From 639c85e9d9e6e178c1e2920fd0e13c23ce383e81 Mon Sep 17 00:00:00 2001
From: Andrew Gu <andgu@fb.com>
Date: Fri, 13 Dec 2024 15:05:14 -0800
Subject: [PATCH] Explain `TORCH_NCCL_AVOID_RECORD_STREAMS=1` for TP

[ghstack-poisoned]
---
 docs/composability.md | 3 +++
 1 file changed, 3 insertions(+)

diff --git a/docs/composability.md b/docs/composability.md
index ffbb052a..87c0b022 100644
--- a/docs/composability.md
+++ b/docs/composability.md
@@ -22,3 +22,6 @@ One issue with seed checkpoints is that we rely on initializing _every_ model st
 
 ## On upcasting the final output to fp32
 We intentionally upcast the final output tensor to fp32 inside the loss function rather in the `Transformer.forward()` so that forward and backward casts can be fused with the loss forward and backward respectively when we `torch.compile()` the loss function. This can improve both throughput and memory usage.
+
+## Setting `TORCH_NCCL_AVOID_RECORD_STREAMS=1` for TP
+Users should set the environemnt variable `TORCH_NCCL_AVOID_RECORD_STREAMS=1` when using tensor parallelism (TP) to avoid unexpectedly high memory usage. `Tensor.record_stream` is a legacy approach for ensuring that a tensor allocated in one stream (e.g. default stream) and used in another stream (e.g. process group stream) is not freed before its usage completes. In particular, `record_stream` gets called for the `async_op=True` collectives used in TP. `Tensor.record_stream(stream)` records a CUDA event in the consumer stream `stream`, and the CUDA caching allocator queries this event for completion upon each future allocation to check if the tensor can be freed.
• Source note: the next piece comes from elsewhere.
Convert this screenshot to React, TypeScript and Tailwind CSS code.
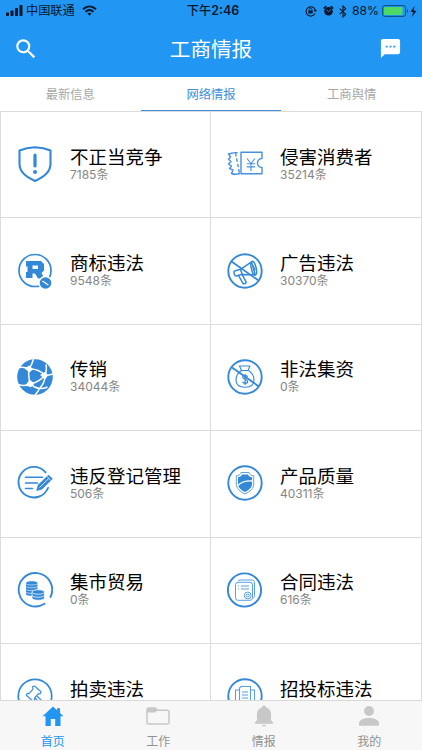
import React, { useState } from 'react'

type IconProps = { className?: string }

const ShieldAlert: React.FC = () => (
  <svg width="36" height="36" viewBox="0 0 36 36" fill="none" stroke="#3388d8" strokeWidth="2.1" strokeLinejoin="round" strokeLinecap="round">
    <path d="M18 1.3C13 1.6 7.500 2.500 2.500 4.500V18c0 8 6.500 13 15.500 17 9-4 15.500-9 15.500-17V4.500C28.500 2.500 23 1.600 18 1.300Z" />
    <path d="M18 9v11" strokeWidth="3.200" />
    <circle cx="18" cy="26" r="2" fill="#3388d8" stroke="none" />
  </svg>
)

const Ticket: React.FC = () => (
  <svg width="36" height="36" viewBox="0 0 36 36" fill="none" stroke="#4990df" strokeWidth="1.4" strokeLinejoin="round">
    <path d="M14 6.200h21v6.300c-6 0-6 9 0 9v6.200H14Z" />
    <path d="M10.500 6.800C7 6 4 7.500 1.500 8l2 3-2 2.500 2.600 2-2.600 2.500 3 2-2 2.500 3.500 1.500-1.500 3.500c2 1 5 1 8.500 0" />
    <path d="M8.500 7 12.500 27.500" strokeDasharray="3.500 2" />
    <path d="m20 12.500 4 5 4-5M24 17.500v7.500M19.800 17.800h8.400M19.800 20.900h8.400" strokeWidth="1.100" />
  </svg>
)

const Trademark: React.FC = () => (
  <svg width="36" height="36" viewBox="0 0 36 36" fill="none">
    <circle cx="18" cy="17.500" r="16" stroke="#3388d8" strokeWidth="1.700" />
    <path fillRule="evenodd" fill="#3388d8" d="M9 8h15l3 3v6.500L24.500 20l3 5.500h-6.500L18 20.500h-2.500V25H9v-6h1.500v-5.500H9ZM15.500 12.500v3.500h5.500v-3.500Z" />
    <circle cx="28.500" cy="30" r="7.200" fill="white" />
    <circle cx="28.500" cy="30" r="5.800" fill="#3388d8" />
    <path d="m25.300 28.100 6 3.800" stroke="white" strokeWidth="1.200" />
  </svg>
)

const NoAds: React.FC = () => (
  <svg width="36" height="36" viewBox="0 0 36 36" fill="none" stroke="#3388d8" strokeWidth="1.500" strokeLinejoin="round">
    <circle cx="18" cy="18" r="16.700" strokeWidth="1.900" />
    <path d="m4.500 8.500 27 19" strokeWidth="1.700" />
    <path d="m7.500 18 6-1.700L24.500 8.800l3.700 13-14-.3-5 1.500c-1.500.2-3-4-1.700-5Z" />
    <ellipse cx="26.700" cy="15.200" rx="2.400" ry="7" transform="rotate(-13 26.700 15.200)" />
    <path d="m11.500 22.500 4.500 7.800c1.300 1 3.500 0 3-1.700l-3.800-7M13.500 16.500l1.800 5M26 12.500l2 5" />
  </svg>
)

const Ball: React.FC = () => (
  <svg width="36" height="36" viewBox="0 0 36 36">
    <circle cx="18" cy="18" r="17.800" fill="#3388d8" />
    <g fill="none" stroke="white" strokeWidth="1.500">
      <path d="M12 10c2-3 3.500-6 4.500-10M12 10C9 8.500 6.500 8 3 8.500M12 10c6-.7 11 1.500 16 6M12 10c-.8 5-.3 10 1.500 15M28 16c-3.500 4.500-8 7.500-14.500 9M28 16c1.500-3 1.800-6 1-10.500M28 16c3 .5 5.500 0 8-1M13.500 25c-4 1.800-8 2-12.500.5M13.500 25c2.500 2.500 5 4 9 4.500M22.500 29.500c3.500-3.500 5.500-8 5.500-13.500M22.500 29.500c-1 2.500-2.500 4.500-4.500 6.500M22.500 29.500c3 .3 5.500-.3 8-1.500" />
    </g>
    <path d="m12 6.500 4 3.500-3.500 3.500L7.500 9.500Zm16.500 6 2.500 4-3 4-5-4.500ZM12.500 20.500l5 4-3.500 3.700L8.500 26.500Z" fill="white" />
  </svg>
)

const NoFunding: React.FC = () => (
  <svg width="36" height="36" viewBox="0 0 36 36" fill="none" stroke="#3388d8" strokeWidth="1.100" strokeLinejoin="round">
    <circle cx="18" cy="18" r="16.700" strokeWidth="1.900" />
    <path d="M14.500 11.500 12.500 7h10.500l-2 4.500M14 11.500h7.500" />
    <path d="M14.500 11.500C10.500 14 9 18 9 21c0 5 4 7.300 9 7.300s9-2.300 9-7.300c0-3-1.500-7-5.500-9.500" />
    <path d="M20.700 17.700c-1-1.700-5-1.500-5 .6 0 2.400 5 1.600 5 4.200 0 2.200-4.200 2.500-5.200.3M18.200 15v11" strokeWidth="1.200" />
    <path d="m5 8.500 26.500 18.700" strokeWidth="1.800" />
  </svg>
)

const Register: React.FC = () => (
  <svg width="36" height="36" viewBox="0 0 36 36" fill="none" stroke="#3388d8" strokeWidth="1.600" strokeLinecap="round">
    <path d="M28.500 7.300A15.300 15.300 0 1 0 31 23" strokeWidth="1.900" />
    <path d="M8.500 12.300h17M8.500 18h12M8.500 23.500h7" />
    <path d="m19.300 26 1.500-6L31.500 9.800l4.300 4L25 24.500Z" fill="#3388d8" stroke="none" />
    <path d="m22.800 22.200 8.700-8.500" stroke="white" strokeWidth=".8" />
    <path d="m30 11.500 3.800 3.800" stroke="white" strokeWidth=".7" />
  </svg>
)

const Quality: React.FC = () => (
  <svg width="36" height="36" viewBox="0 0 36 36" fill="none">
    <circle cx="18" cy="18" r="16.700" stroke="#3388d8" strokeWidth="1.900" />
    <path d="M14 7.500h8c.6 2 2 3 4.700 3.300V19c0 4.500-3.700 7.500-8.700 10-5-2.500-8.700-5.500-8.700-10v-8.200C12 10.500 13.400 9.500 14 7.500Z" stroke="#5a9fe2" strokeWidth="1" />
    <path d="M15 9.500h6c.8 1.800 2 2.600 4 2.800V19c0 3.500-3 6-7 8-4-2-7-4.500-7-8v-6.700c2-.2 3.200-1 4-2.800Z" fill="#3388d8" />
    <path d="M11 20.500c3-3.500 7.500-4.800 14-4.500" stroke="white" strokeWidth="1.300" />
  </svg>
)

const Trade: React.FC = () => (
  <svg width="36" height="36" viewBox="0 0 36 36" fill="none">
    <path d="M27.500 31.800A16.700 16.700 0 1 1 33.500 25" stroke="#3388d8" strokeWidth="1.900" strokeLinecap="round" />
    <path d="M9 11c0-2.500 11.500-2.500 11.500 0v11c0 2.500-11.500 2.500-11.500 0Z" fill="#3388d8" />
    <path d="M9 11.500c0 2 11.500 2 11.500 0M9 14.300c0 2 11.500 2 11.500 0M9 17.100c0 2 11.500 2 11.500 0M9 19.900c0 2 11.500 2 11.500 0" stroke="white" strokeWidth=".6" />
    <path d="M15 20c0-3 12.500-3 12.500 0v6c0 3-12.500 3-12.500 0Z" fill="#3388d8" stroke="white" strokeWidth=".8" />
    <path d="M15.500 20.500c0 2.300 11.500 2.300 11.500 0M15.500 23.500c0 2.300 11.500 2.300 11.500 0" stroke="white" strokeWidth=".8" />
  </svg>
)

const Contract: React.FC = () => (
  <svg width="36" height="36" viewBox="0 0 36 36" fill="none" stroke="#5a9fe2" strokeWidth="1">
    <circle cx="17.500" cy="18" r="16.600" stroke="#3388d8" strokeWidth="1.900" />
    <path d="M11 9.200c.2-.7 1-1.200 2-1.200h12c1.500 0 2.500 1 2.500 2.500v13c0 1.500-.5 2-1.500 2.500" />
    <rect x="8.500" y="10.300" width="17" height="18" rx="2.500" />
    <path d="M11 14h1M14 14h8M11 17h1M14 17h8" strokeWidth="1.200" />
    <circle cx="20.700" cy="23.500" r="3.400" fill="white" />
    <circle cx="20.700" cy="23.500" r="1.500" />
  </svg>
)

const Auction: React.FC = () => (
  <svg width="36" height="36" viewBox="0 0 36 36" fill="none" stroke="#3f90db" strokeWidth="1.200" strokeLinejoin="round">
    <circle cx="18" cy="18" r="16.700" stroke="#3388d8" strokeWidth="1.700" />
    <path d="m15.500 8.500 2-.5 6.500 5.700-1 2.300-1.500-.3-4 4.300.2 2-2 .8-6.500-5.500 1-2 1.800.3 4-4.500Z" />
    <path d="m20 18 8 8M18 20l8 8M7 26h11" />
  </svg>
)

const Bidding: React.FC = () => (
  <svg width="36" height="36" viewBox="0 0 36 36" fill="none" stroke="#5a9fe2" strokeWidth="1.100">
    <circle cx="18" cy="18" r="16.700" stroke="#3388d8" strokeWidth="1.900" />
    <path d="M12.500 28V10l1.500-1.500h9.500V28ZM12.500 12H8.500v16M23.500 12h4v16M15 14h6M15 17h6M15 20h6" />
  </svg>
)

const categories = [
  { name: '不正当竞争', count: 7185, Icon: ShieldAlert },
  { name: '侵害消费者', count: 35214, Icon: Ticket },
  { name: '商标违法', count: 9548, Icon: Trademark },
  { name: '广告违法', count: 30370, Icon: NoAds },
  { name: '传销', count: 34044, Icon: Ball },
  { name: '非法集资', count: 0, Icon: NoFunding },
  { name: '违反登记管理', count: 506, Icon: Register },
  { name: '产品质量', count: 40311, Icon: Quality },
  { name: '集市贸易', count: 0, Icon: Trade },
  { name: '合同违法', count: 616, Icon: Contract },
  { name: '拍卖违法', count: 0, Icon: Auction },
  { name: '招投标违法', count: 0, Icon: Bidding },
]

const HomeIcon: React.FC<IconProps> = ({ className }) => (
  <svg width="24" height="24" viewBox="0 0 24 24" className={className} fill="currentColor">
    <path d="M12 2.500 1.500 12.300h3V22h5.300v-7h4.400v7h5.300v-9.700h3L19 9V4.200h-3v2.100Z" />
  </svg>
)

const FolderIcon: React.FC<IconProps> = ({ className }) => (
  <svg width="24" height="24" viewBox="0 0 24 24" className={className} fill="none" stroke="currentColor" strokeWidth="1.500">
    <path d="M1 18.500v-13C1 4.500 1.500 4 2.500 4h6.700l2 2.300h10.300c1 0 1.500.5 1.500 1.500v10.700c0 1-.5 1.500-1.500 1.500h-19C1.500 20 1 19.500 1 18.500Z" />
    <path d="M1 5.500C1 4.500 1.500 4 2.500 4h6.700l2 2.500L9 8.500H1Z" fill="currentColor" stroke="none" />
  </svg>
)

const BellIcon: React.FC<IconProps> = ({ className }) => (
  <svg width="24" height="24" viewBox="0 0 24 24" className={className} fill="currentColor">
    <path d="M12 1.500c-1 0-1.700.7-1.700 1.700-3.500.8-5.300 3.500-5.300 7V16l-2 2.500v1.200h18v-1.200L19 16v-5.800c0-3.500-1.800-6.200-5.300-7 0-1-.7-1.700-1.700-1.700ZM10 20.700c0 2.300 4 2.300 4 0Z" />
  </svg>
)

const UserIcon: React.FC<IconProps> = ({ className }) => (
  <svg width="24" height="24" viewBox="0 0 24 24" className={className} fill="currentColor">
    <circle cx="12" cy="7" r="5" />
    <path d="M2 21.800v-2.500c0-3.500 5-5.300 10-5.300s10 1.800 10 5.300v2.500Z" />
  </svg>
)

const navItems = [
  { name: '首页', Icon: HomeIcon },
  { name: '工作', Icon: FolderIcon },
  { name: '情报', Icon: BellIcon },
  { name: '我的', Icon: UserIcon },
]

const tabs = ['最新信息', '网络情报', '工商舆情']

const StatusBar: React.FC = () => (
  <div className="grid h-[22px] grid-cols-[1fr_auto_1fr] items-center pr-[5px] pl-[6px] text-[12px] leading-none text-[#07172a]">
    <div className="flex items-center">
      <svg width="17" height="12" viewBox="0 0 17 12" fill="currentColor">
        <rect x="0" y="7.500" width="3" height="3.500" rx=".7" />
        <rect x="4.500" y="5.500" width="3" height="5.500" rx=".7" />
        <rect x="9" y="3" width="3" height="8" rx=".7" />
        <rect x="13.500" y="0" width="3" height="11" rx=".7" />
      </svg>
      <span className="ml-[3px] pt-px text-[12.200px]">中国联通</span>
      <svg width="15" height="11" viewBox="0 0 15 11" className="ml-[7px]" fill="none" stroke="currentColor" strokeWidth="2">
        <path d="M1 4.200c4-3.700 9-3.700 13 0M3.500 6.800c2.500-2.300 5.500-2.300 8 0" />
        <path d="m7.500 10.800-2-2.200c1.200-1 2.800-1 4 0Z" fill="currentColor" stroke="none" />
      </svg>
    </div>
    <div className="pt-px pl-[3px] text-[12.200px] font-medium">下午<span className="text-[12.500px] font-semibold">2:46</span></div>
    <div className="flex items-center justify-end">
      <svg width="12" height="12" viewBox="0 0 12 12" fill="none" stroke="currentColor" strokeWidth="1.100">
        <path d="M10 8.600A4.700 4.700 0 1 1 10.300 5" />
        <path d="M8.500 5H12l-1.700 2.300Z" fill="currentColor" stroke="none" />
        <rect x="3.400" y="5.400" width="4.300" height="3.100" fill="currentColor" stroke="none" />
        <path d="M4.300 5.500V4.300c0-1.600 2.500-1.600 2.500 0v1.200" strokeWidth=".8" />
      </svg>
      <svg width="11" height="12" viewBox="0 0 11 12" className="ml-[6px]" fill="currentColor">
        <circle cx="5.500" cy="6.300" r="4.300" />
        <path d="M.8 3.500 3.200 1.200M10.200 3.500 7.800 1.200" stroke="currentColor" strokeWidth="1.600" />
        <path d="M5.500 6.600 8 4.400M5.500 6.600 3.700 5.100" stroke="#2196f3" strokeWidth=".9" fill="none" />
      </svg>
      <svg width="8" height="13" viewBox="0 0 8 13" className="ml-[5px]" fill="none" stroke="currentColor" strokeWidth="1.100">
        <path d="m.7 3.700 6 5.500L4 12V1l2.700 2.700-6 5.500" />
      </svg>
      <span className="ml-[5px] text-[12.200px]">88%</span>
      <svg width="28" height="12" viewBox="0 0 28 12" className="ml-[3px]">
        <rect x=".6" y=".6" width="23" height="10.800" rx="2.300" fill="none" stroke="#0e4c82" strokeWidth="1" />
        <rect x="2" y="2" width="18.500" height="8" rx="1" fill="#4cd964" />
        <path d="M25 4.300c1.500.4 1.500 3 0 3.400Z" fill="#0e4c82" />
      </svg>
      <svg width="7" height="11" viewBox="0 0 7 11" fill="currentColor">
        <path d="M4.500 0 .5 6h2.700L2 11l4.500-6.300H3.700Z" />
      </svg>
    </div>
  </div>
)

const App: React.FC = () => {
  const [activeTab, setActiveTab] = useState(1)
  const [activeNav, setActiveNav] = useState(0)

  return (
    <div className="flex h-[750px] w-[422px] flex-col overflow-hidden bg-white font-['Inter','Noto_Sans_CJK_SC',sans-serif]">
      {/* Header */}
      <header className="h-[77px] shrink-0 bg-[#2196f3]">
        <StatusBar />
        <div className="flex h-[53px] items-center justify-between pr-[20px] pl-[13px] text-white">
          <button className="w-[27px]">
            <svg width="26" height="26" viewBox="0 0 24 24" fill="currentColor">
              <path d="M15.500 14h-.79l-.28-.27A6.470 6.470 0 0 0 16 9.500 6.500 6.500 0 1 0 9.500 16c1.610 0 3.090-.59 4.230-1.570l.27.28v.79l5 4.990L20.490 19l-4.990-5zm-6 0C7.010 14 5 11.990 5 9.500S7.010 5 9.500 5 14 7.010 14 9.500 11.990 14 9.500 14z" />
            </svg>
          </button>
          <h1 className="ml-[3px] pt-[3px] text-[20.600px] leading-none">工商情报</h1>
          <button className="pb-px">
            <svg width="23" height="23" viewBox="0 0 24 24" fill="currentColor">
              <path d="M20 2H4c-1.100 0-1.990.9-1.990 2L2 22l4-4h14c1.100 0 2-.9 2-2V4c0-1.100-.9-2-2-2zM9 11H7V9h2v2zm4 0h-2V9h2v2zm4 0h-2V9h2v2z" />
            </svg>
          </button>
        </div>
      </header>

      {/* Tabs */}
      <div className="grid h-[34px] shrink-0 grid-cols-3">
        {tabs.map((tab, i) => (
          <button
            key={tab}
            onClick={() => setActiveTab(i)}
            className={`border-b pt-[3px] text-[12.300px] leading-none ${i === activeTab ? 'border-[#3d8fdd] text-[#3d8fdd]' : 'border-transparent text-[#a8a8a8]'}`}
          >
            {tab}
          </button>
        ))}
      </div>

      {/* Category list */}
      <main className="grid min-h-0 flex-1 auto-rows-[106.400px] grid-cols-[210px_211px] overflow-hidden border-t border-l border-[#dcdcdc]">
        {categories.map(({ name, count, Icon }) => (
          <div key={name} className="flex items-center border-r border-b border-[#dcdcdc] pb-px pl-4">
            <Icon />
            <div className="mt-[1px] ml-[17px]">
              <div className="text-[18.500px] leading-[19px] text-black">{name}</div>
              <div className="text-[12px] leading-[15px] text-[#858585]">{count}条</div>
            </div>
          </div>
        ))}
      </main>

      {/* Bottom navigation */}
      <nav className="grid h-[50px] shrink-0 grid-cols-4 border-t border-[#d9d9d9] bg-[#f7f7f7]">
        {navItems.map(({ name, Icon }, i) => (
          <button
            key={name}
            onClick={() => setActiveNav(i)}
            className={`flex flex-col items-center pt-[3px] text-[12px] leading-none ${i === activeNav ? 'text-[#2196f3]' : 'text-[#929292]'}`}
          >
            <Icon className={i === activeNav ? 'text-[#2196f3]' : 'text-[#c8c8c8]'} />
            <span className="mt-[8px]">{name}</span>
          </button>
        ))}
      </nav>
    </div>
  )
}

export default App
This means that the tensor is not considered free in the caching allocator until the last GPU kernel before the recorded event finishes, which could be arbitrarily far in the future. For example, if the CPU is running far ahead of the GPU and issues `K` allocations before that last GPU kernel finishes, then none of those `K` allocations can reuse the memory from the tensor on which `record_stream` was called. Setting the environment variable `TORCH_NCCL_AVOID_RECORD_STREAMS=1` uses a simple alternative approach. The process group stashes references to the collective tensors until the user calls `wait()` on the collective. This should be intuitive: the collective input/output tensors cannot be freed until after the user calls `wait()`.